The input signal x(t) at the current time determines all the above 3 points. The input gate determines point 1, the forget gate determines point 2, and the output gate determines point 3. Any single input can make all three decisions. This design is actually inspired by how our brain works and can handle sudden context switches based on input.

8. skip-gram

The goal of word embedding models is to learn a high-dimensional dense representation for each term, where the similarity between embedding vectors shows the semantic or syntactic similarity between corresponding words. Skip-gram is a model for learning word embedding algorithms. The main idea behind the skip-gram model (and many other word embedding models) is as follows: two terms are similar if they share similar contexts.

In other words, suppose you have a sentence like "Cats are mammals"; if you replace "cats" with "dogs", the sentence still makes sense. Therefore, in this example, "dogs" and "cats" can share the same context (i.e., "are mammals").

Based on this assumption, you can consider a context window (a window containing k consecutive terms), then skip one of the words and try to train a neural network that can obtain all terms except the skipped one and predict the skipped term. If two words repeatedly share similar contexts in a large corpus, the embedding vectors of these words will have similar vectors.

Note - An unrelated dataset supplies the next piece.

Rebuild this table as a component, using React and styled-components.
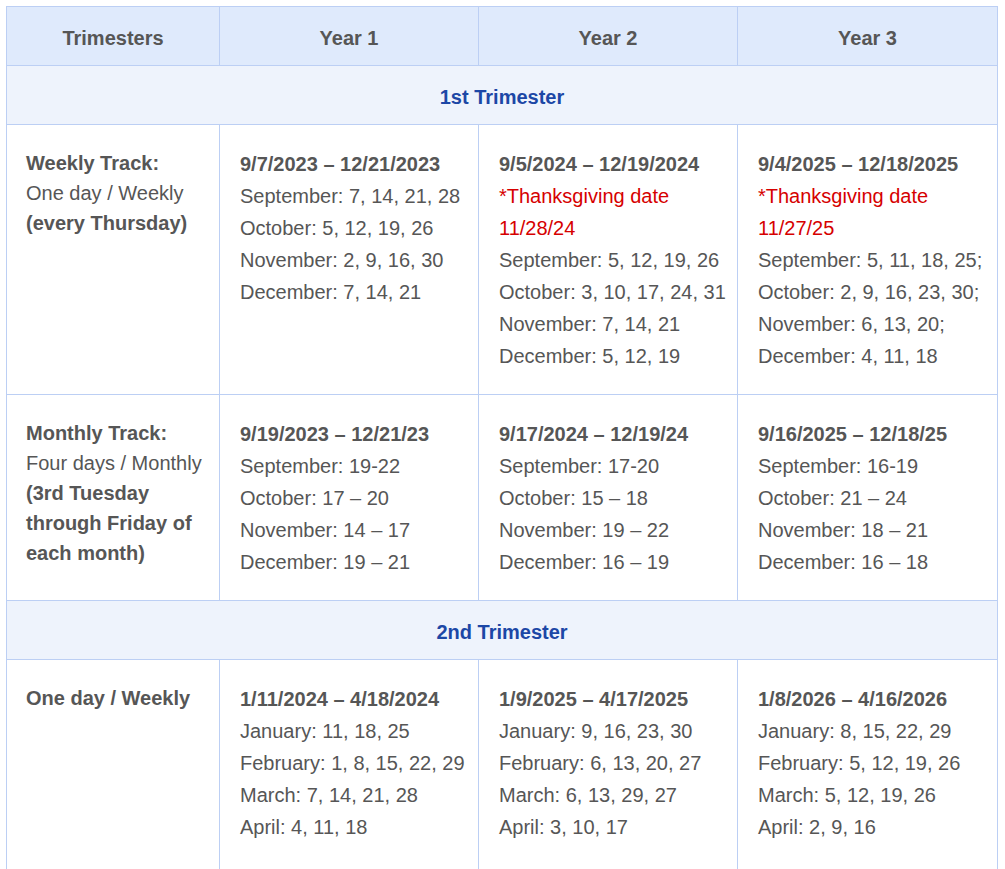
import React from "react";
import styled, { createGlobalStyle } from "styled-components";

const GlobalStyle = createGlobalStyle`
	body {
		margin: 0;
		background: #ffffff;
		font-family: "Liberation Sans", Arial, sans-serif;
	}
`;

// Schedule data
const trimesters = [
	{
		title: "1st Trimester",
		tracks: [
			{
				label: [
					{ text: "Weekly Track:", bold: true },
					{ text: "One day / Weekly" },
					{ text: "(every Thursday)", bold: true },
				],
				years: [
					{
						range: "9/7/2023 – 12/21/2023",
						lines: [
							"September: 7, 14, 21, 28",
							"October: 5, 12, 19, 26",
							"November: 2, 9, 16, 30",
							"December: 7, 14, 21",
						],
					},
					{
						range: "9/5/2024 – 12/19/2024",
						note: ["*Thanksgiving date", "11/28/24"],
						lines: [
							"September: 5, 12, 19, 26",
							"October: 3, 10, 17, 24, 31",
							"November: 7, 14, 21",
							"December: 5, 12, 19",
						],
					},
					{
						range: "9/4/2025 – 12/18/2025",
						note: ["*Thanksgiving date", "11/27/25"],
						lines: [
							"September: 5, 11, 18, 25;",
							"October: 2, 9, 16, 23, 30;",
							"November: 6, 13, 20;",
							"December: 4, 11, 18",
						],
					},
				],
			},
			{
				label: [
					{ text: "Monthly Track:", bold: true },
					{ text: "Four days / Monthly" },
					{ text: "(3rd Tuesday", bold: true },
					{ text: "through Friday of", bold: true },
					{ text: "each month)", bold: true },
				],
				years: [
					{
						range: "9/19/2023 – 12/21/23",
						lines: [
							"September: 19-22",
							"October: 17 – 20",
							"November: 14 – 17",
							"December: 19 – 21",
						],
					},
					{
						range: "9/17/2024 – 12/19/24",
						lines: [
							"September: 17-20",
							"October: 15 – 18",
							"November: 19 – 22",
							"December: 16 – 19",
						],
					},
					{
						range: "9/16/2025 – 12/18/25",
						lines: [
							"September: 16-19",
							"October: 21 – 24",
							"November: 18 – 21",
							"December: 16 – 18",
						],
					},
				],
			},
		],
	},
	{
		title: "2nd Trimester",
		tracks: [
			{
				label: [{ text: "One day / Weekly", bold: true }],
				years: [
					{
						range: "1/11/2024 – 4/18/2024",
						lines: [
							"January: 11, 18, 25",
							"February: 1, 8, 15, 22, 29",
							"March: 7, 14, 21, 28",
							"April: 4, 11, 18",
						],
					},
					{
						range: "1/9/2025 – 4/17/2025",
						lines: [
							"January: 9, 16, 23, 30",
							"February: 6, 13, 20, 27",
							"March: 6, 13, 29, 27",
							"April: 3, 10, 17",
						],
					},
					{
						range: "1/8/2026 – 4/16/2026",
						lines: [
							"January: 8, 15, 22, 29",
							"February: 5, 12, 19, 26",
							"March: 5, 12, 19, 26",
							"April: 2, 9, 16",
						],
					},
				],
			},
		],
	},
];

const App = () => {
	return (
		<Page>
			<GlobalStyle />
			<Table>
				<colgroup>
					<col style={{ width: 213 }} />
					<col style={{ width: 259 }} />
					<col style={{ width: 259 }} />
					<col style={{ width: 260 }} />
				</colgroup>
				<thead>
					<tr>
						<HeadCell>Trimesters</HeadCell>
						<HeadCell>Year 1</HeadCell>
						<HeadCell>Year 2</HeadCell>
						<HeadCell>Year 3</HeadCell>
					</tr>
				</thead>
				<tbody>
					{trimesters.map((t) => (
						<React.Fragment key={t.title}>
							<tr>
								<SectionCell colSpan={4}>{t.title}</SectionCell>
							</tr>
							{t.tracks.map((track, i) => (
								<tr key={i}>
									<LabelCell>
										{track.label.map((l, j) => (
											<LabelLine key={j} $bold={l.bold}>
												{l.text}
											</LabelLine>
										))}
									</LabelCell>
									{track.years.map((y, k) => (
										<DateCell key={k}>
											<DateLine $bold>{y.range}</DateLine>
											{y.note &&
												y.note.map((n, m) => (
													<DateLine key={"n" + m} $red>
														{n}
													</DateLine>
												))}
											{y.lines.map((line, m) => (
												<DateLine key={m}>{line}</DateLine>
											))}
										</DateCell>
									))}
								</tr>
							))}
						</React.Fragment>
					))}
				</tbody>
			</Table>
		</Page>
	);
};

export default App;

/* --------------------------------------
       STYLED COMPONENTS
-------------------------------------- */

const Page = styled.div`
	padding: 6px;
`;

const Table = styled.table`
	width: 991px;
	table-layout: fixed;
	border-collapse: collapse;
	font-family: "Liberation Sans", Arial, sans-serif;
	font-size: 20px;
	color: #565656;

	td,
	th {
		border: 1px solid #bccff4;
	}

	tbody tr:last-child td {
		padding-bottom: 30px;
	}
`;

const HeadCell = styled.th`
	background: #dfeafc;
	height: 54px;
	padding: 4px 20px 0;
	font-weight: bold;
	text-align: center;
	vertical-align: middle;
	color: #565656;
`;

const SectionCell = styled.td`
	background: #eef3fc;
	height: 54px;
	padding: 4px 20px 0;
	font-weight: bold;
	text-align: center;
	vertical-align: middle;
	color: #1c47a6;
`;

const LabelCell = styled.td`
	vertical-align: top;
	padding: 23px 6px 22px 19px;
`;

const LabelLine = styled.div`
	line-height: 30px;
	white-space: nowrap;
	font-weight: ${(p) => (p.$bold ? "bold" : "normal")};
`;

const DateCell = styled.td`
	vertical-align: top;
	padding: 23px 12px 22px 20px;
`;

const DateLine = styled.div`
	line-height: 32px;
	white-space: nowrap;
	font-weight: ${(p) => (p.$bold ? "bold" : "normal")};
	color: ${(p) => (p.$red ? "#d60000" : "#565656")};
`;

9. Continuous Bag of Words

In natural language processing problems, we want to learn to represent each word in a document as a numerical vector, so that words appearing in similar contexts have vectors close to each other. In the continuous bag of words model, the goal is to use the context surrounding a specific word to predict that specific word. We achieve this by taking numerous sentences from a large corpus. Whenever we encounter a word, we extract the surrounding words. Then, we input these contextual words into a neural network to predict the word that should appear in the middle of this context.

When we have thousands of such contextual words and center words, we obtain an instance of a neural network dataset. We train the neural network, and finally, the output of the encoded hidden layer represents the embedding of a specific word. Coincidentally, when we train on a vast number of sentences, words in similar contexts end up with similar vectors.

10. Transfer Learning

Let's think about how an image is processed in a CNN. Suppose there's an image; you perform convolution on it, and the output you get is a combination of pixels, which we might temporarily call "edges." We use convolution again, and this time the output will be a combination of edges, which we'll call "lines." If we apply convolution once more, we'll get combinations of lines, and so on.

Each layer is searching for specific patterns corresponding to that level. The final layer of your neural network typically identifies very specific patterns. Perhaps you're working with ImageNet, and your network's final layer might be looking for children, dogs, airplanes, or anything else. If you look two layers back, the network might be searching for eyes, ears, mouths, or wheels. Each layer in a deep convolutional neural network progressively builds higher-level feature representations. The final layers capture specific patterns in your input data, while earlier layers extract broader features containing numerous simple patterns across multiple classes.

Transfer learning occurs when you train a CNN on one dataset, remove the final layer(s), then retrain these last layer(s) with a different dataset. Intuitively, you're retraining the model to recognize different high-level features. This approach dramatically reduces training time, making it particularly valuable when working with limited data or computational resources.

Deep learning is highly technical, often presenting new concepts without extensive explanations. Most innovations are validated primarily through experimental results. Mastering deep learning resembles playing with LEGO – challenging to perfect but relatively easy to begin.